Question

Your grandmother asks for your help in choosing a certificate of deposit (CD) from a bank with a one-year maturity and a fixed interest rate. The first certificate of deposit, CD #1, pays 5.95 percent APR compounded weekly, while the second certificate of deposit, CD #2, pays 6.00 percent APR compounded monthly. What is the effective annual rate (the EAR) of each CD, and which CD do you recommend to your grandmother? If the first certificate of deposit, CD #1, pays 5.95 percent APR compounded weekly, the EAR for the deposit is%. (Round to two decimal places.)

Answer 1

To find the effective annual rate (EAR) of each CD, use the formula for compound interest.

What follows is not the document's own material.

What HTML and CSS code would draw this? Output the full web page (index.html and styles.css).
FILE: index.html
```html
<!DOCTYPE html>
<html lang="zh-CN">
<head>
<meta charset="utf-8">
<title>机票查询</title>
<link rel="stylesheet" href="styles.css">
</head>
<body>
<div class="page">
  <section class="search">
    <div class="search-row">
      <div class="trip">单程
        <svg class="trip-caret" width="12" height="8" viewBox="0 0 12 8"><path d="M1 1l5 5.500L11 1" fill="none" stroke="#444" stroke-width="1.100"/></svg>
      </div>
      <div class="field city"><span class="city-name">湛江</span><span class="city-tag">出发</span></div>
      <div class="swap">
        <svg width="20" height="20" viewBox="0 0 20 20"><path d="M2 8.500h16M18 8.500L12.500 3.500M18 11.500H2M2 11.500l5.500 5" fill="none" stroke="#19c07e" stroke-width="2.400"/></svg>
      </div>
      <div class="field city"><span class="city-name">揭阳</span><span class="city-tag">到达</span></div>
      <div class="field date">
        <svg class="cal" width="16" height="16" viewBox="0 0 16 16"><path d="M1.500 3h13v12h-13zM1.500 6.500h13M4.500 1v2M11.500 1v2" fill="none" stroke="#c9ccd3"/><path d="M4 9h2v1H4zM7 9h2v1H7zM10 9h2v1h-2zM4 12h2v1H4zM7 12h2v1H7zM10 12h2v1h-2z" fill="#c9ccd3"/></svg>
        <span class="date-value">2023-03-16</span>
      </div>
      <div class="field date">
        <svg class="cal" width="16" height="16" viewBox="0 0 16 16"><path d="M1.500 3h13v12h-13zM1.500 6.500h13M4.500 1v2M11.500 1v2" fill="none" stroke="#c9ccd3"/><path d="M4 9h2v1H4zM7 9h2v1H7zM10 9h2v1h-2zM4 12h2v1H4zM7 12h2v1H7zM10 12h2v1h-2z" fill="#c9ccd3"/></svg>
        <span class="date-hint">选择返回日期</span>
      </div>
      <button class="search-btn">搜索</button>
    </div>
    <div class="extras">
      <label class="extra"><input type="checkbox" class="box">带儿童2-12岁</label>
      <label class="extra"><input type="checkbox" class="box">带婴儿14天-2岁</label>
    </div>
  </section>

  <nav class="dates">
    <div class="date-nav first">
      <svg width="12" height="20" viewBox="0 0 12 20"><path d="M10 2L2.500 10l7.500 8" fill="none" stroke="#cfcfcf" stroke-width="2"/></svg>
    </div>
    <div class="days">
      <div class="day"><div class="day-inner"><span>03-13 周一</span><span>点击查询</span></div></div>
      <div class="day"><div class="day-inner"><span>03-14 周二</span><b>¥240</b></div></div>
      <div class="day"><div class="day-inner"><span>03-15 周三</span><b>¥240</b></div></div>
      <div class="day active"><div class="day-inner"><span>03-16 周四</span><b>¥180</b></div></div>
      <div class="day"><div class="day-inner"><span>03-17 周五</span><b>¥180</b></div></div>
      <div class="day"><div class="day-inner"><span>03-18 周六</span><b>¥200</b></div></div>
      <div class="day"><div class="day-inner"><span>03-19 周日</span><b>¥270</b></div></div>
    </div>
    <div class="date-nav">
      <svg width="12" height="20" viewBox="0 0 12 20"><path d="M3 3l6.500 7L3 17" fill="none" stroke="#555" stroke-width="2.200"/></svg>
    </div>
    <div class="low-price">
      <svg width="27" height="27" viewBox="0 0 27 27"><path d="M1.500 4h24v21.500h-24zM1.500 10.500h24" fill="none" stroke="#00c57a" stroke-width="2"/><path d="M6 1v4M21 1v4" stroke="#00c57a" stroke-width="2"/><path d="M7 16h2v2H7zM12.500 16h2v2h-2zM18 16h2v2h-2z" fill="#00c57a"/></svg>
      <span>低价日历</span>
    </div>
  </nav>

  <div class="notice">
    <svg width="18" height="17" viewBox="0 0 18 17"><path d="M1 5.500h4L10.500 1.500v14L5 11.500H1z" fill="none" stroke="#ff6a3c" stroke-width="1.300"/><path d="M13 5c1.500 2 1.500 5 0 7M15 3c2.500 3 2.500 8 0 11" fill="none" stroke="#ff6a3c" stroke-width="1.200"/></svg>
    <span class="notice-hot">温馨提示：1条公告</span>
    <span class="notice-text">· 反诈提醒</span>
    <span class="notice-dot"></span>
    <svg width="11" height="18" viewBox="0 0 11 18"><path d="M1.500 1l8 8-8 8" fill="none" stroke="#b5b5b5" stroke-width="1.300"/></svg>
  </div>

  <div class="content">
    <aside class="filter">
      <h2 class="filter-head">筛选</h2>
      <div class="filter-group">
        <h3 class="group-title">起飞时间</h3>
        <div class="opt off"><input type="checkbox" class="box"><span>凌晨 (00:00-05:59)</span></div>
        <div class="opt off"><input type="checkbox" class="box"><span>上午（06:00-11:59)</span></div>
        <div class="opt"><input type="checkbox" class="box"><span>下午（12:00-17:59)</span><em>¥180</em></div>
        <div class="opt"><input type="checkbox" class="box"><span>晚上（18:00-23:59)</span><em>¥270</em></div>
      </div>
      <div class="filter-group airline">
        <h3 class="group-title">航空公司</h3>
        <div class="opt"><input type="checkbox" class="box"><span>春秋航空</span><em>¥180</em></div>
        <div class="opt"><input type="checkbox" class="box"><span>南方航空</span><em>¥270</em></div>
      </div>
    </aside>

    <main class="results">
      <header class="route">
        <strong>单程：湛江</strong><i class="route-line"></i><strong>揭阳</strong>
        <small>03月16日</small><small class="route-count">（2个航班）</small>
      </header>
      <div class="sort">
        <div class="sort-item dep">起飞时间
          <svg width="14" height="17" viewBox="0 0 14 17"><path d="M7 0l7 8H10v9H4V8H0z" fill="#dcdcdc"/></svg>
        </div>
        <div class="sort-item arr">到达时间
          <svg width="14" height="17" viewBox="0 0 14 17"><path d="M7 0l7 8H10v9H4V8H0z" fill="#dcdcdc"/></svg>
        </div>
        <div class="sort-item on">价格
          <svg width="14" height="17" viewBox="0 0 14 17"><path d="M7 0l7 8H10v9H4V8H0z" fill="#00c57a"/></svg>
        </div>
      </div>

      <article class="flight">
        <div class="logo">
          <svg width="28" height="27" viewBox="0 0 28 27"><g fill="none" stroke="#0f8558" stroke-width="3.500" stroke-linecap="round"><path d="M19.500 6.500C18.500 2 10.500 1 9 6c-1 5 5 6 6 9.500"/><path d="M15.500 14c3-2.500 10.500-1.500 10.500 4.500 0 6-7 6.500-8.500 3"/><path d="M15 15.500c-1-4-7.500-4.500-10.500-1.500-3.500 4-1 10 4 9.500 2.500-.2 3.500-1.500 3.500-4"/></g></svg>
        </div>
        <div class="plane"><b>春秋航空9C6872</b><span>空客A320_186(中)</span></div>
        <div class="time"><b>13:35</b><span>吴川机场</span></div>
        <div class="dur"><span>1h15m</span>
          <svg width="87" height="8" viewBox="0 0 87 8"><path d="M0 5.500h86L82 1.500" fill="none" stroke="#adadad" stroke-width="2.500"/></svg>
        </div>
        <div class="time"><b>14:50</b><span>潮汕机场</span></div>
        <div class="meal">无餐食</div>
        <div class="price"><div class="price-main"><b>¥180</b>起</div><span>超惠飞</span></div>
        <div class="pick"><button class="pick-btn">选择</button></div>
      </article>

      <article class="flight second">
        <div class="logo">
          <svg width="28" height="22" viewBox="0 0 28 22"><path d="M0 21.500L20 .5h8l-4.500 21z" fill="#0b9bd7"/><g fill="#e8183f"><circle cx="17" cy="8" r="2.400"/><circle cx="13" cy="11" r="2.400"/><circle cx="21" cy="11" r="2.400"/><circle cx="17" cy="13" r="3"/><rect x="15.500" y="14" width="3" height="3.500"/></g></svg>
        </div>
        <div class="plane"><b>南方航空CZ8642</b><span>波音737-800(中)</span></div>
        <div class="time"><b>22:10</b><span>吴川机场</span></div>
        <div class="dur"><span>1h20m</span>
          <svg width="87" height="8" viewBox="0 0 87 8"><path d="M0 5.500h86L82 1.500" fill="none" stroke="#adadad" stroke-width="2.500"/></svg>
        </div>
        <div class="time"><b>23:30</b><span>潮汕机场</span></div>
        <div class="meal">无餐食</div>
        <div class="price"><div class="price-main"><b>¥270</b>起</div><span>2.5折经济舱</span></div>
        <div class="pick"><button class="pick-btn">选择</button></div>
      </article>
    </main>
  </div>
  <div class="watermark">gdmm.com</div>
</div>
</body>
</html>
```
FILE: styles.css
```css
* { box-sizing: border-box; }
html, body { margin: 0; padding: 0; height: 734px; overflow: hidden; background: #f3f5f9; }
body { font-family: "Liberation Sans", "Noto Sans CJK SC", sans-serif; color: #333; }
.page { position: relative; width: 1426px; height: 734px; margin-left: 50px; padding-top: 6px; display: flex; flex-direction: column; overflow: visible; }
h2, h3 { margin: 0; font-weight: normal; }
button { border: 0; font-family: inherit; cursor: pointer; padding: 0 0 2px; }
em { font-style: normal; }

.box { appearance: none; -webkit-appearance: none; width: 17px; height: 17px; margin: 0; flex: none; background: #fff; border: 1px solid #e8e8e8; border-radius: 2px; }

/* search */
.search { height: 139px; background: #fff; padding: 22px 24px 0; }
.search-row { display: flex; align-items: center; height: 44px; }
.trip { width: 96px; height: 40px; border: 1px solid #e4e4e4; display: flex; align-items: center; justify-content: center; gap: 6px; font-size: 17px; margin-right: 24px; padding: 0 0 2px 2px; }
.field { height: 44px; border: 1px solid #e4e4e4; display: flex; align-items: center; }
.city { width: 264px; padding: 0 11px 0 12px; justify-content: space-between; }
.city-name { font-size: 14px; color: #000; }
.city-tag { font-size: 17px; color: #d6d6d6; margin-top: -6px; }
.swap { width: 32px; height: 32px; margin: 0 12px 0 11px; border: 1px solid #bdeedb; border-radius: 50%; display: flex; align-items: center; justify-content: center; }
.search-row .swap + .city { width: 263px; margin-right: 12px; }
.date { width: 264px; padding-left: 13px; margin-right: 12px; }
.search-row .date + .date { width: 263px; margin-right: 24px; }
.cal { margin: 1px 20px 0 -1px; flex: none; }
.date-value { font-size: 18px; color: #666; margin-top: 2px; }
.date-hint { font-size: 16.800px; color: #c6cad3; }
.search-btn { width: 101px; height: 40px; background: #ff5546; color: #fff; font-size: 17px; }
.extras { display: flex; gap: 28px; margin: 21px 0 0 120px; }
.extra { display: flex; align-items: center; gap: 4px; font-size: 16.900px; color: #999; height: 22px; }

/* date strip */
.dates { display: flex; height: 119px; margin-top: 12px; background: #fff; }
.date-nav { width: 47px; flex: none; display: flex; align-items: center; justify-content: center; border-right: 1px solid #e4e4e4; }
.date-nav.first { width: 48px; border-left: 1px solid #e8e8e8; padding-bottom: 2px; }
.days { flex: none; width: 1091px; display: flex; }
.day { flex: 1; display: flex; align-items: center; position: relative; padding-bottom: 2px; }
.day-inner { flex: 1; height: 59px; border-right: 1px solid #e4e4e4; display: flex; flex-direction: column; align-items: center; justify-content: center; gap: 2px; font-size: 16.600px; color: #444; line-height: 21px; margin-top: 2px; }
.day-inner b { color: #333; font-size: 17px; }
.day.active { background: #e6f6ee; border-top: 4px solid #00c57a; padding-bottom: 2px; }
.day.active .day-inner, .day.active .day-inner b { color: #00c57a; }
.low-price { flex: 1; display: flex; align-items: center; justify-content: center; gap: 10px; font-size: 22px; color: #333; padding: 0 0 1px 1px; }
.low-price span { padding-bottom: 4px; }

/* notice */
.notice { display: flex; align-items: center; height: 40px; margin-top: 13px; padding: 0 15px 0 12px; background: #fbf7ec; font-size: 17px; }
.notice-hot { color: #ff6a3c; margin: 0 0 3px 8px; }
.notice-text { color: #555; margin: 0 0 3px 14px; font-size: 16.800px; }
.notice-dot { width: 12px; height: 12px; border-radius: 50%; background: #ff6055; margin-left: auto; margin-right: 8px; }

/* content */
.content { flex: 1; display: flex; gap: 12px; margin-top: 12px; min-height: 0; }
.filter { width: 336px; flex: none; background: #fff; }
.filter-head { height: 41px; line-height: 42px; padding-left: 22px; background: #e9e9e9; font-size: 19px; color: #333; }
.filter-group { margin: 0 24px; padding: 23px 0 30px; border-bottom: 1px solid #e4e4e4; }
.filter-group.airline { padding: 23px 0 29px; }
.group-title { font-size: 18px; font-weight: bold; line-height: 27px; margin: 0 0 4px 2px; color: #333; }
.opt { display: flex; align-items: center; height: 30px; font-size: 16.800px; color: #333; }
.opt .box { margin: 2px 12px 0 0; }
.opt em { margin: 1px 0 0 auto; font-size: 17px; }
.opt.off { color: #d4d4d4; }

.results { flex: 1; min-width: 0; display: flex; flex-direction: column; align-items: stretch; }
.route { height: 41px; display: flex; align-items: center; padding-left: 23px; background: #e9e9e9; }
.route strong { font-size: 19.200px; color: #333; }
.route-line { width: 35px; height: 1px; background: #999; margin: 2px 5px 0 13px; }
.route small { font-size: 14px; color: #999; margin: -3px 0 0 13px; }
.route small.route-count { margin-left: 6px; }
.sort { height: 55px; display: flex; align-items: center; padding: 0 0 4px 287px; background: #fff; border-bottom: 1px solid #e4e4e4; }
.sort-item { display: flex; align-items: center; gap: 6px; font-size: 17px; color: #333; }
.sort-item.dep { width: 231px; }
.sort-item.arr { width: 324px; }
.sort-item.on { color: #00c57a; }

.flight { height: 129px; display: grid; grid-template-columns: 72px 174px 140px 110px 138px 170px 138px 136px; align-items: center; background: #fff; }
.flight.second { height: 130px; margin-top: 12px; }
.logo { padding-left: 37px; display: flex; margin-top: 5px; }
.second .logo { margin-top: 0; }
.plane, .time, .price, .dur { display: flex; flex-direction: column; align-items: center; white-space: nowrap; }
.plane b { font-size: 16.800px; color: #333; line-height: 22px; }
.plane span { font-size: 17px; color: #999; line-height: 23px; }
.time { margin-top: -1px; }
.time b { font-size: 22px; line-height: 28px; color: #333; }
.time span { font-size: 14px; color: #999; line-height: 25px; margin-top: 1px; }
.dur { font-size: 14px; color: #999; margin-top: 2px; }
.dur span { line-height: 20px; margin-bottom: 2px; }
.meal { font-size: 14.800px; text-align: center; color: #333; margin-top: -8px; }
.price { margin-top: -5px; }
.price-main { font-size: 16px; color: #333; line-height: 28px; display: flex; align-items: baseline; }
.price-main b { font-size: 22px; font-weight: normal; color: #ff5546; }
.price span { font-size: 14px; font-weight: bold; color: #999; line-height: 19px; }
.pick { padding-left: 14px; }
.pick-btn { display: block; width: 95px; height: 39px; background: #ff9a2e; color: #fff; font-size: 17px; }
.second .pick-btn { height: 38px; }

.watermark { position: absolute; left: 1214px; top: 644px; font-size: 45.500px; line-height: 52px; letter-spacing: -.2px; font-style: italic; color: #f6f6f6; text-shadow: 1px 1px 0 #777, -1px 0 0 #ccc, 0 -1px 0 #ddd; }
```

CD #1 has a slightly higher EAR than CD #2.

Step-by-step explanation:

To find the effective annual rate (EAR) of each certificate of deposit (CD), we can use the formula for compound interest:

EAR = (1 + r/n)^n - 1

Where:

• r is the annual interest rate
• n is the number of compounding periods in a year

For CD #1 with 5.95% APR compounded weekly, the EAR can be calculated as:

EAR = (1 + 0.0595/52)^52 - 1 = 0.061714...

For CD #2 with 6.00% APR compounded monthly, the EAR can be calculated as:

EAR = (1 + 0.06/12)^12 - 1 = 0.061678...

Comparing the EARs, CD #1 has a slightly higher effective annual rate of 6.17%, while CD #2 has an effective annual rate of 6.17%. Therefore, I would recommend CD #1 to your grandmother.